Council Tax

Council tax reform in the age of localism: why councils should take the lead

  • Published 2nd Dec 2015
  • Category: Council Tax

Why council tax reform is needed now

1. In England (and Scotland), council tax is still levied on the basis of the 1991 property values used when the tax was introduced in 1993. Since then, all houses and flats have gone up in value but some have gone up more than others. As time goes by, council tax becomes ever more arbitrary.

2. To end this arbitrariness, the basis on which the tax is levied needs to be updated to current property values and then regularly updated thereafter. This is “revaluation”. In turn, revaluation opens up the possibility of changing the structure of the tax: crudely, the difference between what a bigger place and a smaller place pay in council tax. This is “reform”. Other features of the tax, such as the single person discount and the empty homes premium, can also be reviewed as part of reform.

3. Council tax benefit gave households receiving means-tested state support full relief from council tax. In doing so, it made the whole council tax system fairer. CTB’s abolition in 2013 for those of working-age strengthens the case for council tax reform.

4. Cutbacks in local government funding since 2011 and changes to local government responsibilities mean that council tax is now equal to about half the spending which councils fully control. Further cutbacks will increase it further. This makes the link between truly local spending and locally-raised tax stronger than for many decades.

5. Local democracy will wither if councils stop using council tax as a source of extra money. To stay in office, councils will have to engage with local citizens to explain why the tax is going up. Even small amounts of extra money shape how services develop. If council tax does not provide it, local provision will change in response to the wishes of businesses, property developers and others. An arbitrary tax that asks too much of some and too little of others is a barrier to democratic engagement.

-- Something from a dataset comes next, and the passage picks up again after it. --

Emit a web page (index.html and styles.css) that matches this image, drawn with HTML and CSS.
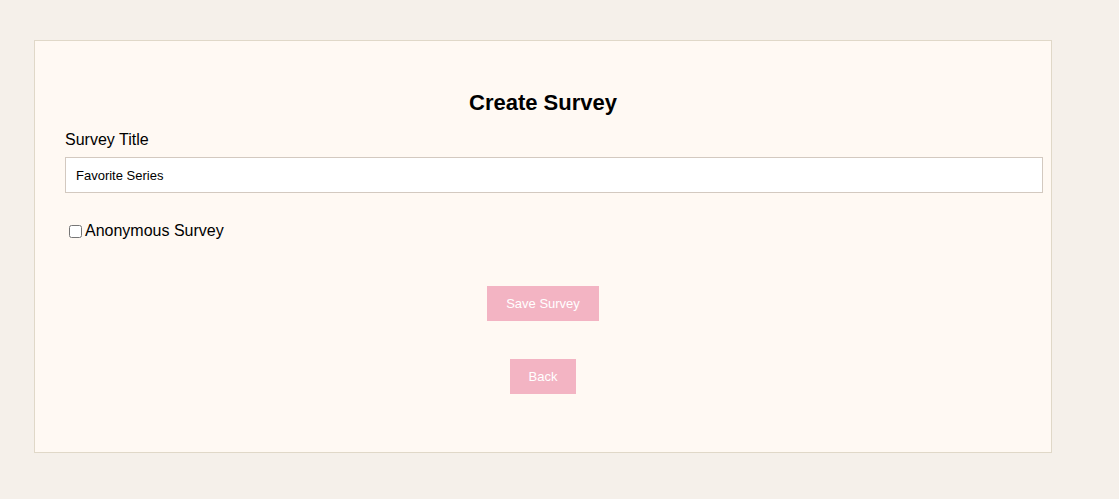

Why local authorities should decide

6. The decision to reform should be taken locally rather than nationally. The outcome of revaluation is too uncertain for central government to risk it. It is also impossible get any intuitive sense of what is fair between, say, a flat in Barnet, a semi in Barnsley or a terrace in Bath. By contrast, the likely outcome of local reform and whether it is fair is much easier to grasp.

7. Central government’s role is to set out a framework within which these decisions can be made. The question is how tightly this should be drawn. The cautious proposal here is that the regularity at the heart of the current system, between bands B and F, should be extended, downward and upward, by splitting bands A, G and H.

8. Council tax support should be reformed on the same basis. CTS is an integral part of the council tax system, of primary importance to low incomes households. Central government should specify limits on CTS schemes so as to check the race to the bottom now taking place and stop the poorest residents facing tax rises.